REQUIREMENTS: Skip any picture you find and retype all the remaining lines exactly.

━━━━

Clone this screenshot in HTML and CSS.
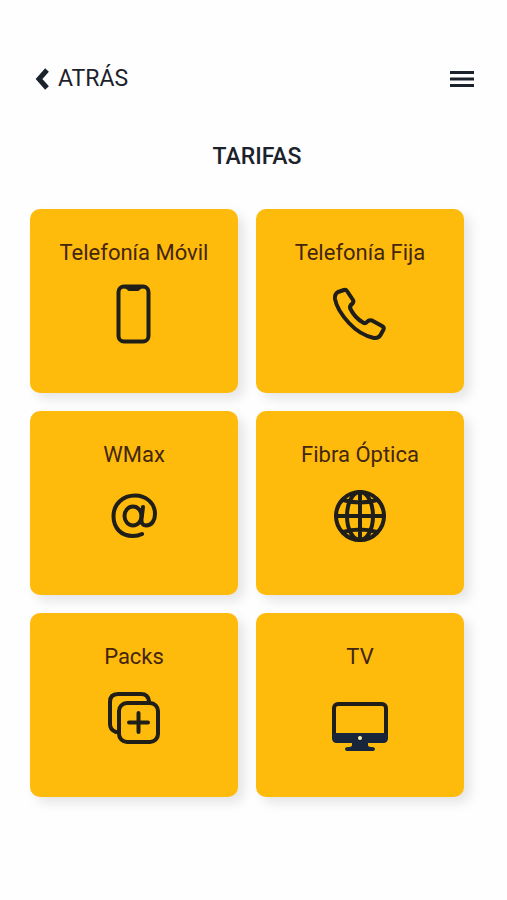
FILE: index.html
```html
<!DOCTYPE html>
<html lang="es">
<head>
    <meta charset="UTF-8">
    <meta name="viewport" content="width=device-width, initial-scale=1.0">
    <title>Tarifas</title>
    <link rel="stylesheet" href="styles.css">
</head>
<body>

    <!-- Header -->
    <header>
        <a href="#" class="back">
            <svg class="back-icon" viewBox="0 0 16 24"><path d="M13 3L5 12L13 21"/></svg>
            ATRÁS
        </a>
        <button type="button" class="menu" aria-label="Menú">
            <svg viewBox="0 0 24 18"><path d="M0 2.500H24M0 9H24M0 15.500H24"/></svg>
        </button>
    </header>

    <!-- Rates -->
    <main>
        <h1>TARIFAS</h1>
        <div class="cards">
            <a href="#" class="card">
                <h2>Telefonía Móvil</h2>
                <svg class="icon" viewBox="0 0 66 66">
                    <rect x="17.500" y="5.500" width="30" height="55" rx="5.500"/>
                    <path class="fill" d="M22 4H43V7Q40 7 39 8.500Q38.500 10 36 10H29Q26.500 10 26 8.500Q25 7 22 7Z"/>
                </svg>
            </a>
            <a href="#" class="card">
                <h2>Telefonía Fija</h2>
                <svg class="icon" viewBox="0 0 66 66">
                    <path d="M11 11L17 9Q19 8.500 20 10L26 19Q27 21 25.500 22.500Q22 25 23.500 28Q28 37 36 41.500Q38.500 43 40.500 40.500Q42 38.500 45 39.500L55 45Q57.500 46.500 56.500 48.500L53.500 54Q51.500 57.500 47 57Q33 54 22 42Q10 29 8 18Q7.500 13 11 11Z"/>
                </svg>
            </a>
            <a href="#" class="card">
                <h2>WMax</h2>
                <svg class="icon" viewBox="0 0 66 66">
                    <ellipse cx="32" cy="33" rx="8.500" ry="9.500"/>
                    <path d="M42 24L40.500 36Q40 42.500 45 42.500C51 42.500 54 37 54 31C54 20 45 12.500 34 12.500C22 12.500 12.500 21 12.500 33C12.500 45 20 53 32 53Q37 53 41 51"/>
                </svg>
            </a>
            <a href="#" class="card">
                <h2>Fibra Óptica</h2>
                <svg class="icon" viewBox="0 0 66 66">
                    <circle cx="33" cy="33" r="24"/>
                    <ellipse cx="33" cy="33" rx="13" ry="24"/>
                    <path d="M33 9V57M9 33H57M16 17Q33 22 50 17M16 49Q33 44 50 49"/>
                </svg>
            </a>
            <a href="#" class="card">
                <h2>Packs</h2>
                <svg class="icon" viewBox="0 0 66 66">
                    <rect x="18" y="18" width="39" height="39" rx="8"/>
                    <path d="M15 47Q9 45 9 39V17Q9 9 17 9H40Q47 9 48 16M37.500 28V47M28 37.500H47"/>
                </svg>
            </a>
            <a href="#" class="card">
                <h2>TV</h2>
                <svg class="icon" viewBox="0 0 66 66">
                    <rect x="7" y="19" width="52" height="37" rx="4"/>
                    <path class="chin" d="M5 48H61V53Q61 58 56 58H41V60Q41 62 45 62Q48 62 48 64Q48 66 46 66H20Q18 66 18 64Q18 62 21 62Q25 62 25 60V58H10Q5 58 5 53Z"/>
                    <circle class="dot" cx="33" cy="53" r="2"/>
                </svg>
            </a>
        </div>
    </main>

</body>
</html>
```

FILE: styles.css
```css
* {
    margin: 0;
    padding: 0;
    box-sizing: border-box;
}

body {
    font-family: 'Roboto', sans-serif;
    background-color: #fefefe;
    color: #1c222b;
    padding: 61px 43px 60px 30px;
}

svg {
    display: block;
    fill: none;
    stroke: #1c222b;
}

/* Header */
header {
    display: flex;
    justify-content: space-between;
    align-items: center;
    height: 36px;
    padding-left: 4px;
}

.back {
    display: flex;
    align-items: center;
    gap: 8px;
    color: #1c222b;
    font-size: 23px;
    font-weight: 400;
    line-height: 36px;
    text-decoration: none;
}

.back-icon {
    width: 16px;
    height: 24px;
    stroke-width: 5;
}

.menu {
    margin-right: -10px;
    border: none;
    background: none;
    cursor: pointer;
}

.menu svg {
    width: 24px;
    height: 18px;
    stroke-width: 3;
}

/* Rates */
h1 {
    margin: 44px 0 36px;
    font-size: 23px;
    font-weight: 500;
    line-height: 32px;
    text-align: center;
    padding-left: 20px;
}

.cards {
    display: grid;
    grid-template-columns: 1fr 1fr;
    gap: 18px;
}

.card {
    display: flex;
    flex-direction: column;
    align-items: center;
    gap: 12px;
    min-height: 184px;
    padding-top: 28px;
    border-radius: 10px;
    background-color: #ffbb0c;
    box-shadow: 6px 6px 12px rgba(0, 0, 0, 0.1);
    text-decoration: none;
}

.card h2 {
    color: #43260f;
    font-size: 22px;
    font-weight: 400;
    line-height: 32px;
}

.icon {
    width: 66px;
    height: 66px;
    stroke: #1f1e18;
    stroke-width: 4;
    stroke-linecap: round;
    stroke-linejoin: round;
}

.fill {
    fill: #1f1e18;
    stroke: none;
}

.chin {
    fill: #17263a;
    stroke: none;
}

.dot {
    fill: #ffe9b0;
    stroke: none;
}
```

━━━━

RESULT OF THE TASK:
Clone this screenshot in HTML and CSS.
FILE: index.html
```html
<!DOCTYPE html>
<html lang="es">
<head>
    <meta charset="UTF-8">
    <meta name="viewport" content="width=device-width, initial-scale=1.0">
    <title>Tarifas</title>
    <link rel="stylesheet" href="styles.css">
</head>
<body>

    <!-- Header -->
    <header>
        <a href="#" class="back">
            <svg class="back-icon" viewBox="0 0 16 24"><path d="M13 3L5 12L13 21"/></svg>
            ATRÁS
        </a>
        <button type="button" class="menu" aria-label="Menú">
            <svg viewBox="0 0 24 18"><path d="M0 2.500H24M0 9H24M0 15.500H24"/></svg>
        </button>
    </header>

    <!-- Rates -->
    <main>
        <h1>TARIFAS</h1>
        <div class="cards">
            <a href="#" class="card">
                <h2>Telefonía Móvil</h2>
                <svg class="icon" viewBox="0 0 66 66">
                    <rect x="17.500" y="5.500" width="30" height="55" rx="5.500"/>
                    <path class="fill" d="M22 4H43V7Q40 7 39 8.500Q38.500 10 36 10H29Q26.500 10 26 8.500Q25 7 22 7Z"/>
                </svg>
            </a>
            <a href="#" class="card">
                <h2>Telefonía Fija</h2>
                <svg class="icon" viewBox="0 0 66 66">
                    <path d="M11 11L17 9Q19 8.500 20 10L26 19Q27 21 25.500 22.500Q22 25 23.500 28Q28 37 36 41.500Q38.500 43 40.500 40.500Q42 38.500 45 39.500L55 45Q57.500 46.500 56.500 48.500L53.500 54Q51.500 57.500 47 57Q33 54 22 42Q10 29 8 18Q7.500 13 11 11Z"/>
                </svg>
            </a>
            <a href="#" class="card">
                <h2>WMax</h2>
                <svg class="icon" viewBox="0 0 66 66">
                    <ellipse cx="32" cy="33" rx="8.500" ry="9.500"/>
                    <path d="M42 24L40.500 36Q40 42.500 45 42.500C51 42.500 54 37 54 31C54 20 45 12.500 34 12.500C22 12.500 12.500 21 12.500 33C12.500 45 20 53 32 53Q37 53 41 51"/>
                </svg>
            </a>
            <a href="#" class="card">
                <h2>Fibra Óptica</h2>
                <svg class="icon" viewBox="0 0 66 66">
                    <circle cx="33" cy="33" r="24"/>
                    <ellipse cx="33" cy="33" rx="13" ry="24"/>
                    <path d="M33 9V57M9 33H57M16 17Q33 22 50 17M16 49Q33 44 50 49"/>
                </svg>
            </a>
            <a href="#" class="card">
                <h2>Packs</h2>
                <svg class="icon" viewBox="0 0 66 66">
                    <rect x="18" y="18" width="39" height="39" rx="8"/>
                    <path d="M15 47Q9 45 9 39V17Q9 9 17 9H40Q47 9 48 16M37.500 28V47M28 37.500H47"/>
                </svg>
            </a>
            <a href="#" class="card">
                <h2>TV</h2>
                <svg class="icon" viewBox="0 0 66 66">
                    <rect x="7" y="19" width="52" height="37" rx="4"/>
                    <path class="chin" d="M5 48H61V53Q61 58 56 58H41V60Q41 62 45 62Q48 62 48 64Q48 66 46 66H20Q18 66 18 64Q18 62 21 62Q25 62 25 60V58H10Q5 58 5 53Z"/>
                    <circle class="dot" cx="33" cy="53" r="2"/>
                </svg>
            </a>
        </div>
    </main>

</body>
</html>
```

FILE: styles.css
```css
* {
    margin: 0;
    padding: 0;
    box-sizing: border-box;
}

body {
    font-family: 'Roboto', sans-serif;
    background-color: #fefefe;
    color: #1c222b;
    padding: 61px 43px 60px 30px;
}

svg {
    display: block;
    fill: none;
    stroke: #1c222b;
}

/* Header */
header {
    display: flex;
    justify-content: space-between;
    align-items: center;
    height: 36px;
    padding-left: 4px;
}

.back {
    display: flex;
    align-items: center;
    gap: 8px;
    color: #1c222b;
    font-size: 23px;
    font-weight: 400;
    line-height: 36px;
    text-decoration: none;
}

.back-icon {
    width: 16px;
    height: 24px;
    stroke-width: 5;
}

.menu {
    margin-right: -10px;
    border: none;
    background: none;
    cursor: pointer;
}

.menu svg {
    width: 24px;
    height: 18px;
    stroke-width: 3;
}

/* Rates */
h1 {
    margin: 44px 0 36px;
    font-size: 23px;
    font-weight: 500;
    line-height: 32px;
    text-align: center;
    padding-left: 20px;
}

.cards {
    display: grid;
    grid-template-columns: 1fr 1fr;
    gap: 18px;
}

.card {
    display: flex;
    flex-direction: column;
    align-items: center;
    gap: 12px;
    min-height: 184px;
    padding-top: 28px;
    border-radius: 10px;
    background-color: #ffbb0c;
    box-shadow: 6px 6px 12px rgba(0, 0, 0, 0.1);
    text-decoration: none;
}

.card h2 {
    color: #43260f;
    font-size: 22px;
    font-weight: 400;
    line-height: 32px;
}

.icon {
    width: 66px;
    height: 66px;
    stroke: #1f1e18;
    stroke-width: 4;
    stroke-linecap: round;
    stroke-linejoin: round;
}

.fill {
    fill: #1f1e18;
    stroke: none;
}

.chin {
    fill: #17263a;
    stroke: none;
}

.dot {
    fill: #ffe9b0;
    stroke: none;
}
```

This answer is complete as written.